There aren’t many subtractions from last season’s squad that finished 22-1, as Elyanna McCullough was the only graduating senior.
However, the Tides lost a few other key contributors who moved out of the area, including Ale Rios, Noelle Oppenhuizen, and sisters Chloe and Chanel Long.
Head coach Mike Kelly thinks there won’t be much upheaval as Julia Ponce returns for her junior season. She’s the state tournament’s two-time Offensive MVP and scored a school-record 118 goals in 2012.
Ponce has plenty of support in defensive stalwart Campbell, two-way threat Shae Purdue and all-state goalkeeper Hannah Anderson.
The Tides have a few first-year players who should contribute, including junior Kailee Drugge and freshmen Lindsey Moon and Sierra Coalson.
Many of the players have been working through the offseason with the newly-formed Narrows Aquatic Association, which replaced the Gig Harbor Water Polo Club.
“This is probably the best-looking team I’ve seen as far as the start of the season and where they are with their conditioning and their knowledge of the game,” Kelly said.
Sophomores Emma Campbell and Sarah Anderson are expected to have bigger roles this season.
“They’ve been playing club water polo and went to the (Junior Olympics) over the summer, and continued to pick that up right after the girls’ swim season,” the coach said.
Gig Harbor typically has a stout defense, but Hannah Anderson has also bailed them out with key saves during their state-tournament matches. She’ll share the captain’s duties with Purdue and Sarah Campbell.
“Over the course of the past four years, I’ve learned to be a lot more vocal with my teammates,” Anderson said. “You can see everything that’s going on in the pool, and something I’ve been working on is being vocal and telling my players where I need them to be in order for them to do their job better.”
This year’s state tourney figures to be more challenging, as Seattle-area schools like Mercer Island, Bellevue, Inglemoor and Bainbridge can qualify for the event.
“You definitely have to keep pushing yourself and, as coaches, we continue to remind them that there’s a target on their backs and we’re the team to beat,” Kelly said.
SEAHAWKS GROWING UNDER NEW COACH LANING
Across town at Peninsula High, the Seahawks are working with a much smaller squad than Gig Harbor, but they proved depth isn’t everything last year when they won the South Sound wild-card tournament and finished eighth at state.
A big change came in the offseason in the form of new coach Chelsea Laning, whose résumé includes a decorated playing career. She was a two-time collegiate All-American at California State-Monterey Bay.
She’s drawing praise from her players after the opening two weeks of training.

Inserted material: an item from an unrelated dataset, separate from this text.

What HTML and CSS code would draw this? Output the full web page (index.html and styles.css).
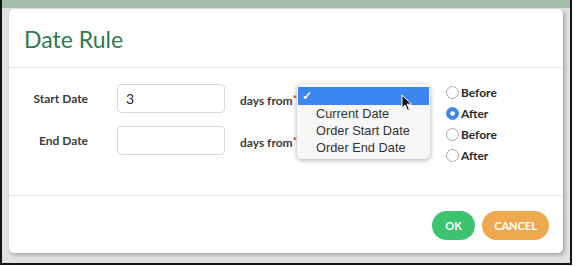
FILE: index.html
```html
<!DOCTYPE html>
<html lang="en">
<head>
    <meta charset="UTF-8">
    <meta name="viewport" content="width=device-width, initial-scale=1.0">
    <title>Date Rule</title>
    <link rel="stylesheet" href="styles.css">
</head>
<body>

<div class="pantalla">
    <div class="modal">
        <div class="cabecera">
            <h2>Date Rule</h2>
        </div>

        <div class="cuerpo">
            <div class="fila">
                <label class="etiqueta">Start Date</label>
                <div class="campo">3</div>
                <span class="dias">days from<span class="req">*</span></span>
                <div class="selector">
                    <!-- menu abierto encima del select -->
                    <div class="menu">
                        <div class="opcion activa"><span class="check">&#10003;</span></div>
                        <div class="opcion">Current Date</div>
                        <div class="opcion">Order Start Date</div>
                        <div class="opcion">Order End Date</div>
                        <svg class="cursor" width="12" height="18" viewBox="0 0 12 18">
                            <path d="M1 1 L1 14 L4 11 L6.5 16.5 L8.5 15.6 L6 10.2 L10.5 10.2 Z" fill="#111" stroke="#fff" stroke-width="1"/>
                        </svg>
                    </div>
                </div>
                <div class="radios">
                    <div class="radio"><span class="circulo"></span>Before</div>
                    <div class="radio"><span class="circulo marcado"></span>After</div>
                </div>
            </div>

            <div class="fila">
                <label class="etiqueta">End Date</label>
                <div class="campo"></div>
                <span class="dias">days from<span class="req">*</span></span>
                <div class="selector"></div>
                <div class="radios">
                    <div class="radio"><span class="circulo"></span>Before</div>
                    <div class="radio"><span class="circulo"></span>After</div>
                </div>
            </div>
        </div>

        <div class="pie">
            <button class="boton ok">OK</button>
            <button class="boton cancelar">CANCEL</button>
        </div>
    </div>
</div>

</body>
</html>
```

FILE: styles.css
```css
body {
    margin: 0;
    background: #fff;
    font-family: Lato, "Open Sans", sans-serif;
}

.pantalla {
    width: 572px;
    height: 265px;
    box-sizing: border-box;
    border-left: 2px solid #151515;
    border-right: 2px solid #151515;
    border-bottom: 2px solid #151515;
    padding: 9px 0 0 7px;
    background: linear-gradient(#a5bfab 0, #a5bfab 8px, #dfe2df 8px);
}

.modal {
    width: 554px;
    height: 244px;
    background: #fff;
    border-radius: 5px;
    box-shadow: 2px 2px 4px rgba(0, 0, 0, 0.28);
}

.cabecera {
    height: 58px;
    border-bottom: 1px solid #e6e6e6;
    padding-left: 15px;
}

.cabecera h2 {
    margin: 0;
    padding-top: 16px;
    font-size: 23px;
    font-weight: 400;
    color: #2f7a52;
}

.cuerpo {
    height: 128px;
    box-sizing: border-box;
    padding-top: 14px;
    border-bottom: 1px solid #e6e6e6;
}

.fila {
    display: flex;
    align-items: flex-start;
    height: 42px;
}

.etiqueta {
    width: 79px;
    text-align: right;
    font-size: 12px;
    font-weight: 700;
    color: #3a3a3a;
    line-height: 33px;
}

.campo {
    margin-left: 29px;
    margin-top: 2px;
    width: 108px;
    height: 29px;
    box-sizing: border-box;
    border: 1px solid #d9d9d9;
    border-radius: 4px;
    padding-left: 8px;
    font-size: 14px;
    line-height: 28px;
    color: #222;
}

.dias {
    margin-left: 15px;
    font-size: 12px;
    font-weight: 700;
    color: #3a3a3a;
    line-height: 33px;
}

.req {
    color: #d0312d;
    font-size: 10px;
    vertical-align: 3px;
}

.selector {
    position: relative;
    width: 149px;
    height: 33px;
}

.menu {
    position: absolute;
    left: 0;
    top: 2px;
    width: 133px;
    padding: 3px 0;
    background: #f7f7f7;
    border-radius: 5px;
    box-shadow: 0 1px 5px rgba(0, 0, 0, 0.35);
    font-family: "Liberation Sans", Arial, sans-serif;
    font-size: 12.8px;
    color: #333;
    z-index: 2;
}

.opcion {
    height: 17px;
    line-height: 17px;
    padding-left: 19px;
}

.opcion.activa {
    height: 18px;
    line-height: 18px;
    margin: 0 1px;
    background: #3b86ef;
    padding-left: 4px;
    color: #fff;
}

.check {
    font-size: 12px;
    font-weight: 700;
}

.cursor {
    position: absolute;
    left: 104px;
    top: 10px;
}

.radio {
    display: flex;
    align-items: center;
    height: 21px;
    font-size: 12px;
    font-weight: 700;
    color: #2a2a2a;
}

.circulo {
    width: 11px;
    height: 11px;
    border: 1px solid #a8a8a8;
    border-radius: 50%;
    margin-right: 2px;
    background: #fff;
    box-sizing: content-box;
}

.circulo.marcado {
    border-color: #3b86ef;
    background: radial-gradient(circle, #fff 0, #fff 2px, #3b86ef 2.5px);
}

.pie {
    display: flex;
    justify-content: flex-end;
    gap: 7px;
    padding: 15px 14px 0 0;
}

.boton {
    height: 29px;
    border: none;
    border-radius: 15px;
    color: #fff;
    font-family: Lato, sans-serif;
    font-size: 11px;
    font-weight: 700;
    padding: 0;
}

.ok {
    width: 43px;
    background: #3cc370;
}

.cancelar {
    width: 67px;
    background: #eea94f;
}
```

“Chelsea is really emphasizing learning new drills and teaching the girls how to understand and maneuver their bodies in the pool,” said senior Elizabeth Walther. “We’re getting a really good feel for the basics that we need to build up on this season.”

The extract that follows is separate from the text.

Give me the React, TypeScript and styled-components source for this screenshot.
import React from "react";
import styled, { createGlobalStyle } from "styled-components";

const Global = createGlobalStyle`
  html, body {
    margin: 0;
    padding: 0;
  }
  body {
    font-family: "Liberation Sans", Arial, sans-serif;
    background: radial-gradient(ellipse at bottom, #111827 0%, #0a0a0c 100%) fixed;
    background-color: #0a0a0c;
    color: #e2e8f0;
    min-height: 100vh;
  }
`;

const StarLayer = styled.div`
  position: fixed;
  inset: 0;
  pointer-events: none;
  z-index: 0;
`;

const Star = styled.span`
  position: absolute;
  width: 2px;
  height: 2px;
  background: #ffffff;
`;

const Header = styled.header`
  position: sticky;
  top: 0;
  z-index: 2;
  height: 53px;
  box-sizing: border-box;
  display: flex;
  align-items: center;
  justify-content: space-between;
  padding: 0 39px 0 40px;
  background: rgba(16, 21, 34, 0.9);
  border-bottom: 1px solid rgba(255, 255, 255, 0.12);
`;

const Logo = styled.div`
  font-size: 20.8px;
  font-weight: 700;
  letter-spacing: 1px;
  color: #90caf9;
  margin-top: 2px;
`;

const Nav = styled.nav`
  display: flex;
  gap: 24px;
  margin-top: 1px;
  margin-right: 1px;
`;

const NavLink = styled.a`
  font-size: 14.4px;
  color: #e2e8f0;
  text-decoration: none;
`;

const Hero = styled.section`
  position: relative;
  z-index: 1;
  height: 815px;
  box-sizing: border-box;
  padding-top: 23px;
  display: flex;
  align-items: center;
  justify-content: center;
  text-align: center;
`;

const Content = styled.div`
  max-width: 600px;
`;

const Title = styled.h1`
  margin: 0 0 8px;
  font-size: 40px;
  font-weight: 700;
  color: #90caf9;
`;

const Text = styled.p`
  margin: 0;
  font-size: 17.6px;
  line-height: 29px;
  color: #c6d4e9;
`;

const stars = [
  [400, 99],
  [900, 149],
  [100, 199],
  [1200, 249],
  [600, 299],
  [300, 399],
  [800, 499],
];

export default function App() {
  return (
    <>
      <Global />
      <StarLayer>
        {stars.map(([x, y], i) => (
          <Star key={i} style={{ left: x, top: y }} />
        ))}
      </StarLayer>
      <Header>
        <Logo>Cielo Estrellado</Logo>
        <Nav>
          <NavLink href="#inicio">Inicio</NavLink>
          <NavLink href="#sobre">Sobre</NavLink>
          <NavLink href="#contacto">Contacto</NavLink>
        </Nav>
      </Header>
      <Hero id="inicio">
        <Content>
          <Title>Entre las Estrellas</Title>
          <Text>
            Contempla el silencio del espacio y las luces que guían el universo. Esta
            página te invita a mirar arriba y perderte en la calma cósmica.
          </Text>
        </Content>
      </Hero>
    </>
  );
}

Peninsula will have to find ways to replace some quality seniors who graduated last spring, including Adrienne Storey, Miranda Bessex and goalie Madison Spencer.
Tara Price, a sophomore, will get a chance between the pipes to start the season.
“She’s been really enthuasistic about training,” Walther said, “and she’s really excited to get in the goal this year and fill in the spot that Madison left.”
Gabby Wiltse, a junior, returns at the crucial hole set position, and should be one of the team’s top goal-scoring threats. She’s hoping last season’s success isn’t short-lived.
“It didn’t really take us by surprise because all of us were so determined last year,” Wiltse said of reaching state. “I don’t think we’d gone to state since the seniors’ freshman year, and I think all of us just had the passion, the determination, to finally do that one more time.”
Peninsula’s practices have been intensely focused on conditioning, Walther said, and that’s especially important for a team that may have only two or three substitutes per game.
“Everyone is really uplifting and having fun, but you can tell everyone is working really hard,” Walther said.